Posted on 7/26/23 at 4:55 pm to Drunken Crawfish
How can one load it to an AI app that will summarize?
Just scanning through it this stood out;

Just scanning through it this stood out;
quote:
13.9 Conclusions and Recommendations
Standard Lithium has completed substantial testwork, and many aspects of the proposed flowsheet at the SWA Project are either normal industrial processes, have been demonstrated at substantial pre-commercial scale, or have been verified by pilot scale work on similar solutions.
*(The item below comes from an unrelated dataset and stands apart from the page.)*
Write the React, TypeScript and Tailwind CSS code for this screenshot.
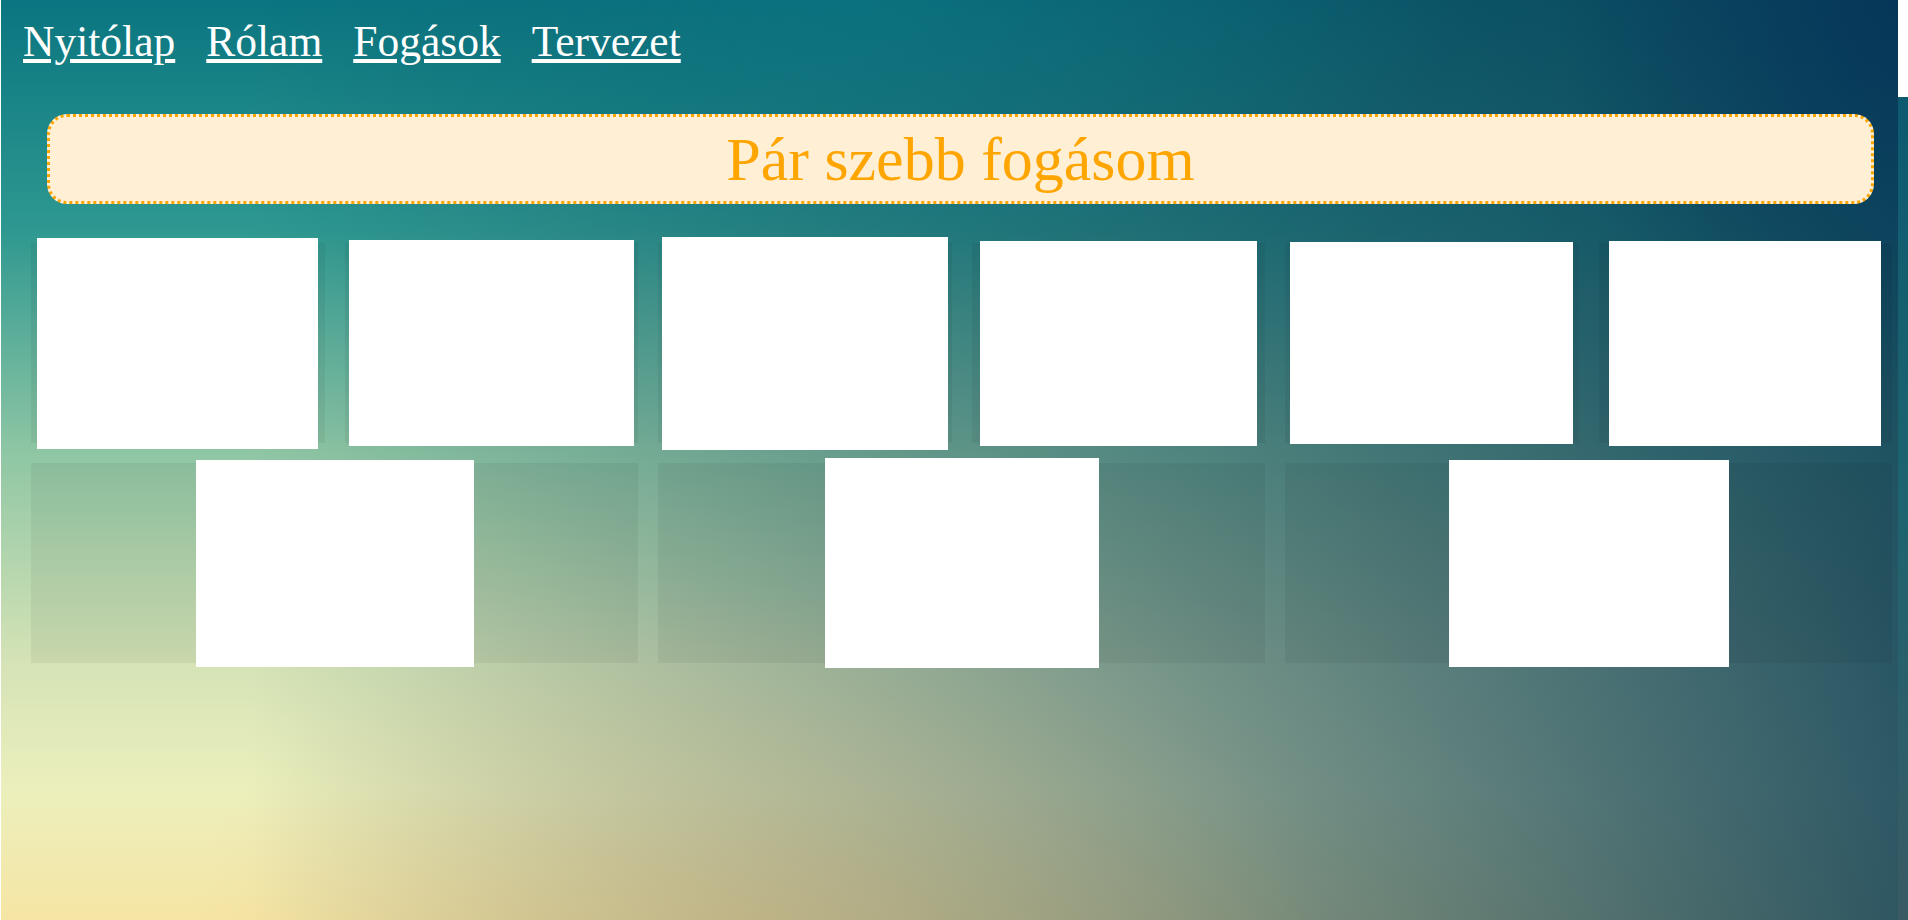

As such, it is felt by the author that sufficient testwork has been completed to support the flowsheet proposed for the SWA Project at this stage of evaluation.
Recommendations are:
§ Continue to test and secure commercial-scale production of domestically produced sorbent material;
§ Continue to operate and collect data from the existing LiSTR Demonstration Plant;
§ Process large volumes of feed brine from the SWA Project location through the Demonstration Plant, and run the brine through the LiSTR process;
§ Complete a Pilot testing program at sufficient scale to verify that lithium chloride to hydroxide conversion is reasonable. This should be completed using real LiSTR lithium chloride solutions; and,
§ Complete any necessary OEM testing to ensure that lithium hydroxide solution can be reasonably concentrated and evaporated/crystallised to a battery-quality lithium hydroxide monohydrate product.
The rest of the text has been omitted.